With fears for her safety stretching back years before she was murdered, 20 incidents of concern had been outlined between October 1996 and September 1998.
These included seven separate death threats, two of which were allegedly made by RUC officers, and the receipt of a bullet through the post.
In its complaint that former chief constable Sir Ronnie Flanagan and other officers failed to properly investigate the threats, the Committee on the Administration of Justice referred to a leaflet circulated in Portadown in 1998, dangerously abusing the solicitor and giving out her address and telephone number.
An anonymous letter received by Ms Nelson in June 1998, warning “We have you in our sights... RIP”, was also raised.
In her assessment, Ms O’Loan said she believes the RUC did not deal with either the letter or the leaflet properly.
Ms Nelson’s brother admitted he was stunned by the report’s findings.
DUP MP and Policing Board representative Jeffrey Donaldson launched a scathing attack on Ms O’Loan, accusing her of political bias.
Sinn Féin Policing Board member Daithi McKay focused on the police failings uncovered by the ombudsman.

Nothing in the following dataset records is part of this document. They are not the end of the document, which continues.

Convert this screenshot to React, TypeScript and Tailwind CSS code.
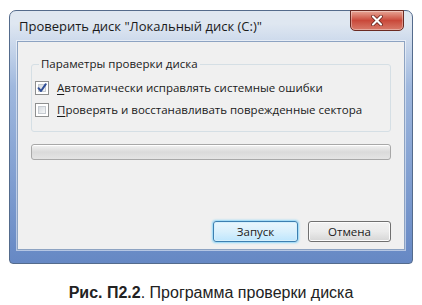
import React from "react";

const ui = { fontFamily: '"Open Sans", "Noto Sans", sans-serif' };

function CheckBox({ checked }: { checked?: boolean }) {
  return (
    <span className="flex h-[14px] w-[14px] shrink-0 items-center justify-center border border-[#8e8f8f] bg-white p-[2px]">
      <span className="flex h-full w-full items-center justify-center border border-[#c6cbd1] bg-gradient-to-br from-[#d6dbe0] to-[#f6f7f8]">
        {checked && (
          <svg width="10" height="10" viewBox="0 0 10 10" className="overflow-visible">
            <path d="M1.5 5.2 L4 8 L8.8 1.2" fill="none" stroke="#2e4d96" strokeWidth="2" strokeLinecap="round" strokeLinejoin="round" />
          </svg>
        )}
      </span>
    </span>
  );
}

export default function App() {
  return (
    <div className="h-[305px] w-[422px] overflow-hidden bg-white">
      <div className="pl-[9px] pt-[10px]">
        {/* window frame */}
        <div className="flex h-[254px] w-[404px] flex-col rounded-t-[7px] rounded-b-[4px] border border-[#546b8c] bg-gradient-to-b from-[#dfe7f1] from-5% via-[#9fb8de] via-30% to-[#6688c4] px-[7px] pb-[13px]">
          {/* title bar */}
          <div className="flex h-[30px] items-start justify-between">
            <span className="mt-[6px] ml-[2px] whitespace-nowrap text-[13px] leading-[18px] text-[#1a1a1a]" style={ui}>
              Проверить диск "Локальный диск (C:)"
            </span>
            <div className="-mt-px mr-px flex h-[21px] w-[54px] items-center justify-center rounded-b-[5px] border border-[#6b2a22] bg-gradient-to-b from-[#e6a596] via-[#c9483a] to-[#d87a6a] shadow-[inset_0_0_0_1px_rgba(255,255,255,0.35)]">
              <svg width="12" height="11" viewBox="0 0 12 11">
                <path d="M2 1.5 L10 9.5 M10 1.5 L2 9.5" stroke="#5a1a14" strokeWidth="3.6" strokeLinecap="round" />
                <path d="M2 1.5 L10 9.5 M10 1.5 L2 9.5" stroke="#ffffff" strokeWidth="2.2" strokeLinecap="round" />
              </svg>
            </div>
          </div>
          {/* client area */}
          <div className="flex flex-1 flex-col border border-[#8da3c2] bg-[#f0f0f0] px-[13px] shadow-[0_0_0_1px_rgba(255,255,255,0.5)]" style={ui}>
            <fieldset className="mt-[14px] h-[76px] rounded-[3px] border border-[#d5dfe5] px-[3px]">
              <legend className="ml-[4px] whitespace-nowrap px-[2px] text-[11.5px] leading-[16px] text-[#1a1a1a]">
                Параметры проверки диска
              </legend>
              <div className="mt-[8px] flex flex-col gap-[7px] whitespace-nowrap text-[11.5px] leading-[15px] text-[#1a1a1a]">
                <label className="flex items-center gap-[8px]">
                  <CheckBox checked />
                  <span>
                    <span className="underline underline-offset-2">А</span>втоматически исправлять системные ошибки
                  </span>
                </label>
                <label className="flex items-center gap-[8px]">
                  <CheckBox />
                  <span>
                    <span className="underline underline-offset-2">П</span>роверять и восстанавливать поврежденные сектора
                  </span>
                </label>
              </div>
            </fieldset>
            <div className="mt-[12px] h-[16px] rounded-[3px] border border-[#a8a8a8] bg-gradient-to-b from-[#f3f3f3] via-[#dadada] to-[#e4e4e4] shadow-[inset_0_1px_0_#ffffff]" />
            <div className="mt-auto mb-[7px] flex justify-end gap-[10px] text-[11.5px] text-[#1a1a1a]">
              <button className="h-[21px] w-[85px] rounded-[3px] border border-[#3c7fb1] bg-gradient-to-b from-[#eaf6fd] via-[#d9f0fc] to-[#bee6fd] leading-[19px] shadow-[0_0_2px_1px_#8ed6f7,inset_0_0_0_1px_#d5f0fc]">
                Запуск
              </button>
              <button className="h-[21px] w-[83px] rounded-[3px] border border-[#707070] bg-gradient-to-b from-[#f2f2f2] via-[#ebebeb] to-[#d6d6d6] leading-[19px] shadow-[inset_0_0_0_1px_#fcfcfc]">
                Отмена
              </button>
            </div>
          </div>
        </div>
      </div>
      <div className="mt-[19px] text-center text-[16px] leading-[20px] text-[#222]" style={{ fontFamily: '"Liberation Sans", Arial, sans-serif' }}>
        <span className="font-bold">Рис. П2.2</span>. Программа проверки диска
      </div>
    </div>
  );
}
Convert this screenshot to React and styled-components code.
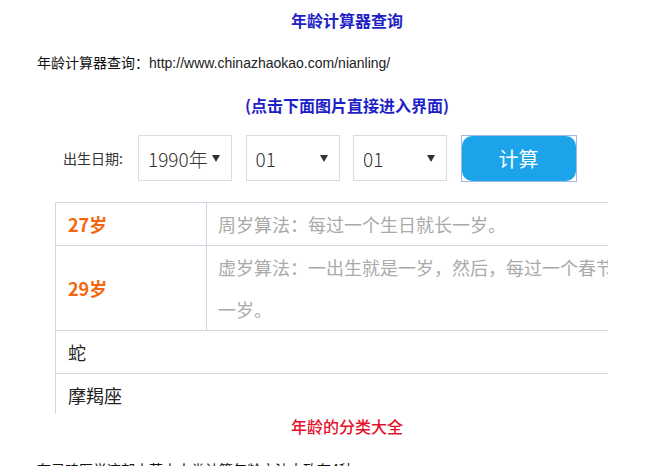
import styled, { createGlobalStyle } from 'styled-components';

const GlobalStyle = createGlobalStyle`
  html, body {
    margin: 0;
    padding: 0;
    background: #fff;
  }
  body {
    font-family: "Noto Sans CJK SC", sans-serif;
    color: #222;
  }
`;

const years = ['1990年', '01', '01'];

function App() {
  return (
    <Page>
      <GlobalStyle />
      <Title>年龄计算器查询</Title>
      <Para>
        年龄计算器查询：<Url>http://www.chinazhaokao.com/nianling/</Url>
      </Para>
      <Title $gap={18}>(点击下面图片直接进入界面)</Title>
      <CalcRow>
        <Label>出生日期:</Label>
        {years.map((v, i) => (
          <Select key={i}>
            <span>{v}</span>
            <Arrow />
          </Select>
        ))}
        <ButtonFrame>
          <CalcButton>计算</CalcButton>
        </ButtonFrame>
      </CalcRow>
      <TableClip>
        <Table>
          <colgroup>
            <col style={{ width: 151 }} />
            <col style={{ width: 470 }} />
          </colgroup>
          <tbody>
            <tr>
              <AgeCell>27岁</AgeCell>
              <NoteCell>周岁算法：每过一个生日就长一岁。</NoteCell>
            </tr>
            <tr>
              <AgeCell>29岁</AgeCell>
              <NoteCell>虚岁算法：一出生就是一岁，然后，每过一个春节就长一岁。</NoteCell>
            </tr>
            <tr>
              <PlainCell colSpan={2}>蛇</PlainCell>
            </tr>
            <tr>
              <PlainCell colSpan={2}>摩羯座</PlainCell>
            </tr>
          </tbody>
        </Table>
      </TableClip>
      <RedTitle>年龄的分类大全</RedTitle>
      <Para $gap={19}>在灵魂医学这部古著中人类计算年龄方法大致有4种：</Para>
    </Page>
  );
}

export default App;

const Page = styled.div`
  width: 620px;
  padding-left: 37px;
  height: 466px;
  overflow: hidden;
`;

const Title = styled.div`
  margin-top: ${p => p.$gap ?? 8}px;
  text-align: center;
  font-size: 16px;
  font-weight: 700;
  line-height: 24px;
  color: #1f1fc8;
`;

const RedTitle = styled.div`
  text-align: center;
  font-size: 16px;
  font-weight: 500;
  line-height: 24px;
  color: #e5102b;
`;

const Para = styled.div`
  margin-top: ${p => p.$gap ?? 18}px;
  font-size: 14px;
  line-height: 24px;
  color: #111;
  white-space: nowrap;
`;

const Url = styled.span`
  font-family: "Liberation Sans", Arial, sans-serif;
  color: #222;
`;

const CalcRow = styled.div`
  margin-top: 17px;
  height: 48px;
  padding-left: 26px;
  display: flex;
  align-items: center;
  gap: 13.5px;
`;

const Label = styled.span`
  width: 61.5px;
  font-size: 14px;
  color: #333;
  white-space: nowrap;
`;

const Select = styled.div`
  box-sizing: border-box;
  width: 94px;
  height: 46px;
  border: 1px solid #dcdcdc;
  background: #fff;
  display: flex;
  align-items: center;
  justify-content: space-between;
  padding: 0 11px 0 9px;
  font-size: 19px;
  font-weight: 300;
  color: #333;
`;

const Arrow = styled.span`
  flex-shrink: 0;
  width: 0;
  height: 0;
  border-left: 4px solid transparent;
  border-right: 4px solid transparent;
  border-top: 7px solid #333;
`;

const ButtonFrame = styled.div`
  box-sizing: border-box;
  width: 116px;
  height: 47px;
  border: 1px solid #a4b6e6;
  display: flex;
`;

const CalcButton = styled.button`
  flex: 1;
  border: none;
  border-radius: 10px;
  background: #1ba4e9;
  color: #fff;
  font-family: "Noto Sans CJK SC", sans-serif;
  font-size: 20px;
  padding: 0;
  cursor: pointer;
`;

const TableClip = styled.div`
  margin: 20px 0 0 18px;
  width: 553px;
  height: 212px;
  overflow: hidden;
`;

const Table = styled.table`
  border-collapse: collapse;
  table-layout: fixed;
  width: 621px;
  font-size: 18px;
  line-height: 42px;

  td {
    border: 1px solid #cdd6e1;
    vertical-align: middle;
  }
`;

const AgeCell = styled.td`
  padding: 0 0 0 12px;
  color: #f4650d;
  font-weight: 700;
`;

const NoteCell = styled.td`
  padding: 0 12px 0 11px;
  color: #aaa;
`;

const PlainCell = styled.td`
  padding: 0 0 0 12px;
  color: #222;
`;
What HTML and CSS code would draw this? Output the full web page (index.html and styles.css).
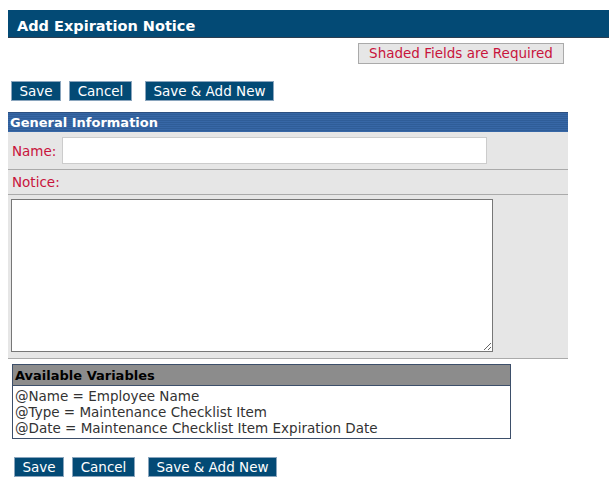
FILE: index.html
```html
<!DOCTYPE html>
<html lang="en">
<head>
    <meta charset="UTF-8">
    <title>Add Expiration Notice</title>
    <link rel="stylesheet" href="styles.css">
</head>
<body>
    <div class="title-bar">Add Expiration Notice</div>

    <div class="required-row">
        <span class="required-note">Shaded Fields are Required</span>
    </div>

    <div class="actions">
        <button type="button" class="btn">Save</button>
        <button type="button" class="btn">Cancel</button>
        <button type="button" class="btn btn-wide">Save &amp; Add New</button>
    </div>

    <div class="section">
        <div class="section-head">General Information</div>
        <div class="row row-name">
            <label class="req" for="name">Name:</label>
            <input type="text" id="name" class="name-input">
        </div>
        <div class="row row-label">
            <label class="req" for="notice">Notice:</label>
        </div>
        <div class="row row-notice">
            <textarea id="notice" class="notice-input"></textarea>
        </div>
    </div>

    <div class="vars">
        <div class="vars-head">Available Variables</div>
        <div class="vars-body">
            <div>@Name = Employee Name</div>
            <div>@Type = Maintenance Checklist Item</div>
            <div>@Date = Maintenance Checklist Item Expiration Date</div>
        </div>
    </div>

    <div class="actions actions-bottom">
        <button type="button" class="btn">Save</button>
        <button type="button" class="btn">Cancel</button>
        <button type="button" class="btn btn-wide">Save &amp; Add New</button>
    </div>
</body>
</html>
```

FILE: styles.css
```css
:root {
    --navy: #034a75;
    --required: #c8143c;
    --shade: #e6e6e6;
    --rule: #aaaaaa;
    --frame: #3d4f6a;
}

* {
    box-sizing: border-box;
}

body {
    margin: 10px 0 0 8px;
    font-family: "DejaVu Sans", Verdana, sans-serif;
    font-size: 13.5px;
    color: #333;
    background: #fff;
}

.title-bar {
    height: 28px;
    padding: 4px 0 0 9px;
    display: flex;
    align-items: center;
    background: var(--navy);
    color: #fff;
    font-weight: bold;
    font-size: 14.5px;
    border-bottom: 1px solid #2c3e50;
}

.required-row {
    width: 560px;
    padding-right: 4px;
    margin-top: 5px;
    display: flex;
    justify-content: flex-end;
}

.required-note {
    display: inline-block;
    width: 206px;
    height: 21px;
    line-height: 19px;
    text-align: center;
    background: var(--shade);
    border: 1px solid var(--rule);
    color: var(--required);
}

.actions {
    margin-top: 17px;
    padding-left: 3px;
    display: flex;
    gap: 8px;
}

.btn {
    height: 20px;
    padding: 0 7.5px;
    border: 1px solid #8aa5bd;
    background: var(--navy);
    color: #fff;
    font-family: inherit;
    font-size: 13.5px;
    line-height: 18px;
}

.btn-wide {
    margin-left: 5px;
}

.section {
    width: 560px;
    margin-top: 11px;
    background: var(--shade);
}

.section-head {
    height: 20px;
    padding-left: 2px;
    line-height: 20px;
    color: #fff;
    font-weight: bold;
    font-size: 13px;
    border-top: 1px solid #2b4f80;
    background: repeating-linear-gradient(180deg, #3767a6 0, #3767a6 1px, #2f5d98 1px, #2f5d98 2px);
}

.row {
    display: flex;
    align-items: center;
    border-bottom: 1px solid var(--rule);
}

.req {
    color: var(--required);
    padding-left: 4px;
}

.row-name {
    padding: 5px 0;
}

.row-name .req {
    width: 54px;
}

.name-input {
    width: 425px;
    height: 27px;
    border: 1px solid #cccccc;
    background: #fff;
}

.row-label {
    height: 25px;
}

.notice-input {
    display: block;
    margin: 4px 0 6px 3px;
    width: 482px;
    height: 153px;
    border: 1px solid #777;
    background: #fff;
}

.vars {
    width: 499px;
    margin: 5px 0 0 4px;
    border: 1px solid var(--frame);
}

.vars-head {
    height: 21px;
    padding-left: 2px;
    line-height: 21px;
    background: #8c8c8c;
    color: #000;
    font-weight: bold;
    font-size: 13px;
    border-bottom: 1px solid var(--frame);
}

.vars-body {
    padding: 2px;
    line-height: 16px;
}

.actions-bottom {
    margin-top: 18px;
    padding-left: 6px;
}
```
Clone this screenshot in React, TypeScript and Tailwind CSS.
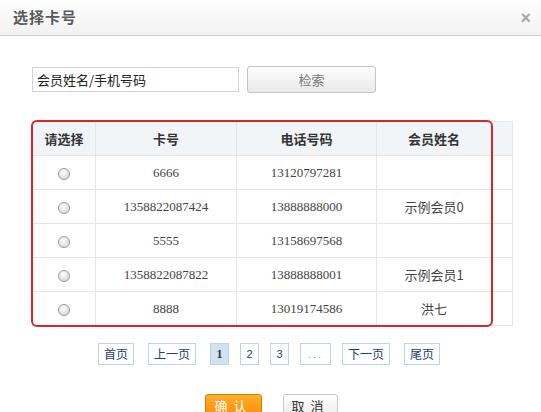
const rows = [
  { card: "6666", phone: "13120797281", name: "" },
  { card: "1358822087424", phone: "13888888000", name: "示例会员0" },
  { card: "5555", phone: "13158697568", name: "" },
  { card: "1358822087822", phone: "13888888001", name: "示例会员1" },
  { card: "8888", phone: "13019174586", name: "洪七" },
];

const cjk = "font-['SimSun','Noto_Sans_CJK_SC',sans-serif]";

function Radio() {
  return (
    <span className="inline-block h-[12px] w-[12px] rounded-full border border-[#9a9a9a] bg-[radial-gradient(circle_at_40%_35%,#fdfdfd,#cfcfcf)]" />
  );
}

function PageBtn({ label, active, w }: { label: string; active?: boolean; w: string }) {
  return (
    <span
      className={`flex h-[22px] ${w} items-center justify-center border border-[#bcd4e2] text-[12px] ${
        active ? "bg-[#cfe3f2] font-bold text-[#333] font-['Liberation_Serif',serif]" : "bg-white text-[#1b3f6e]"
      }`}
    >
      {label}
    </span>
  );
}

export default function App() {
  return (
    <div className={`h-[412px] w-[541px] overflow-hidden bg-white ${cjk} text-[12px] text-[#333]`}>
      {/* Title bar */}
      <div className="flex h-[36px] items-center justify-between border-b border-[#cfcfcf] bg-[linear-gradient(to_bottom,#ffffff,#f1f1f1)] pl-[13px] pr-[10px]">
        <span className="text-[15px] font-bold tracking-[1px] text-[#5a5a5a]">选择卡号</span>
        <span className="text-[18px] font-bold leading-none text-[#a8a8a8] font-['Liberation_Sans',sans-serif]">×</span>
      </div>

      {/* Search */}
      <div className="mt-[30px] flex items-center gap-[8px] pl-[32px]">
        <div className="flex h-[25px] w-[207px] items-center border border-[#d4d4d4] pl-[4px] text-[13px] text-[#222]">
          会员姓名/手机号码
        </div>
        <button className="flex h-[27px] w-[129px] items-center justify-center rounded-[3px] border border-[#c4c4c4] bg-[linear-gradient(to_bottom,#fdfdfd,#e9e9e9)] text-[13px] text-[#777]">
          检索
        </button>
      </div>

      {/* Table */}
      <div className="relative ml-[32px] mt-[28px] w-[480px]">
        <table className="w-[480px] table-fixed border-collapse">
          <colgroup>
            <col className="w-[63px]" />
            <col className="w-[141px]" />
            <col className="w-[140px]" />
            <col className="w-[115px]" />
            <col className="w-[21px]" />
          </colgroup>
          <thead>
            <tr className="h-[34px] bg-[#f1f5f8]">
              <th className="border border-[#e6e6e6] text-[13px] font-bold text-[#333]">请选择</th>
              <th className="border border-[#e6e6e6] text-[13px] font-bold text-[#333]">卡号</th>
              <th className="border border-[#e6e6e6] text-[13px] font-bold text-[#333]">电话号码</th>
              <th className="border border-[#e6e6e6] text-[13px] font-bold text-[#333]">会员姓名</th>
              <th className="border border-[#e6e6e6]" />
            </tr>
          </thead>
          <tbody>
            {rows.map((r) => (
              <tr key={r.card} className="h-[34px]">
                <td className="border border-[#e6e6e6] text-center">
                  <span className="inline-flex translate-y-[2px]">
                    <Radio />
                  </span>
                </td>
                <td className="border border-[#e6e6e6] text-center font-['Liberation_Serif',serif] text-[13px] text-[#444]">
                  {r.card}
                </td>
                <td className="border border-[#e6e6e6] text-center font-['Liberation_Serif',serif] text-[13px] text-[#444]">
                  {r.phone}
                </td>
                <td className="border border-[#e6e6e6] text-center text-[13px] text-[#444]">{r.name}</td>
                <td className="border border-[#e6e6e6]" />
              </tr>
            ))}
          </tbody>
        </table>
        <div className="pointer-events-none absolute left-[-1px] top-[-1px] h-[207px] w-[462px] rounded-[6px] border-2 border-[#d8252b]" />
      </div>

      {/* Pagination */}
      <div className="ml-[98px] mt-[17px] flex items-center">
        <PageBtn label="首页" w="w-[36px]" />
        <span className="w-[14px]" />
        <PageBtn label="上一页" w="w-[48px]" />
        <span className="w-[14px]" />
        <PageBtn label="1" active w="w-[19px]" />
        <span className="w-[11px]" />
        <span className="flex h-[22px] w-[19px] items-center justify-center border border-[#bcd4e2] font-['Liberation_Sans',sans-serif] text-[11px] text-[#1b3f6e]">2</span>
        <span className="w-[11px]" />
        <span className="flex h-[22px] w-[19px] items-center justify-center border border-[#bcd4e2] font-['Liberation_Sans',sans-serif] text-[11px] text-[#1b3f6e]">3</span>
        <span className="w-[11px]" />
        <span className="flex h-[22px] w-[31px] items-center justify-center border border-[#bcd4e2] font-['Liberation_Sans',sans-serif] text-[11px] tracking-[2px] text-[#999]">...</span>
        <span className="w-[11px]" />
        <PageBtn label="下一页" w="w-[48px]" />
        <span className="w-[14px]" />
        <PageBtn label="尾页" w="w-[36px]" />
      </div>

      {/* Actions */}
      <div className="ml-[205px] mt-[29px] flex gap-[21px]">
        <button className="h-[24px] w-[57px] rounded-[3px] border border-[#e07a00] bg-[linear-gradient(to_bottom,#ffb02e,#ff8a00)] text-[13px] tracking-[6px] text-white">
          确认
        </button>
        <button className="h-[24px] w-[55px] rounded-[3px] border border-[#c8c8c8] bg-[linear-gradient(to_bottom,#ffffff,#ececec)] text-[13px] tracking-[6px] text-[#333]">
          取消
        </button>
      </div>
    </div>
  );
}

Urging the Government to lift all restrictions on the public inquiry, he said: “There is a widely held belief that British state agents were directly involved in Rosemary Nelson’s murder.”
ROSEMARY NELSON came to prominence as a legal representative for many high-profile names from the nationalist and republican communities.
Ms Nelson lived and worked in Lurgan, CoArmagh, dealing largely with routine legal cases which passed through the office she ran.
However, three prominent cases ensured that she was not just an ordinary provincial solicitor: providing legal advice for the Catholic residents of Portadown, objecting to the Drumcree parade; defending Lurgan republican Colin Duffy; representing Robert Hamill’s family.
Only weeks before her death, Ms Nelson had helped to lead demands for an inquiry into alleged collusion between security forces and Protestant paramilitaries which led to killing of nationalist lawyer Pat Finucane.
Days before her murder, she was preparing 200 nationalist compensation claims against the RUC over Drumcree.